Call in OpenACC region to procedure ‘pgf90_copy_f77_argl’ which has no acc routine information

That is, UNTIL I added substitute arrays, to which I passed all the values of the original, defined-type arrays, and passed THOSE into gridCoeff:

! ... 
real(kind=8) :: xx(size(iono%x)), yy(size(iono%y)), zz(size(iono%z))
do ii = 1,nx
    xx(ii) = iono%x(ii)
enddo 
do jj = 1,ny
    yy(jj) = iono%y(jj)
enddo 
do kk = 1,nz
    zz(kk) = iono%z(kk)
enddo 
call testGrid( xx, yy, zz )

Next I added the next dummy argument in the original gridCoeff list, which is iono%Ne(1:nx,1:ny,1:nz), and sure enough it broke the same way. But sure enough it worked with a substitute, local array into which the data values of iono%Ne are transferred. And so on with all the argument arrays.

So it seems that OpenACC really does not like the current data structure of the arguments. Those arrays in the defined type iono are arrays of pointers that point to arrays passed in through the c_types interface.
What do I need to tell OpenACC about those data that will get past this problem? Changing all the data structure of all the arguments as above will be very costly memory-wise (especially if it’s in the form of automatics).

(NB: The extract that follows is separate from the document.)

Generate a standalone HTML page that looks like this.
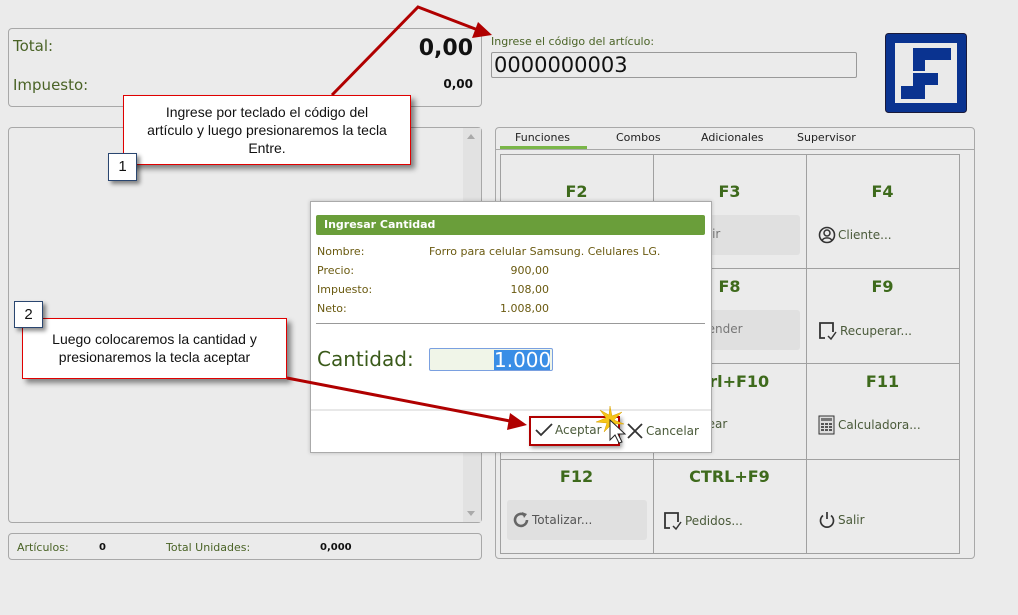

I’m okay with another substantial modification to some swath of the code, but at this point I’m, once again, at a loss as to what that might be. Thank you for any suggestions you can offer!

-sdl (Stephen)

In case you’re curious what’s in this code:
First, this code, which is a 3D tricubic spline interpolator, is very challenging to parallelize – I found a masters thesis on exactly this topic from only a few years ago, and a grip of papers on alternate methods. Because it seems so far that 1. those methods may not have the numerical “clean-ness” of the algorithm at hand and 2. the rest of the code is very sensitive to numerical noise, especially in the higher order derivatives and 3. i don’t want to build brand new code anyway, I’m still pushing forward with this implementation.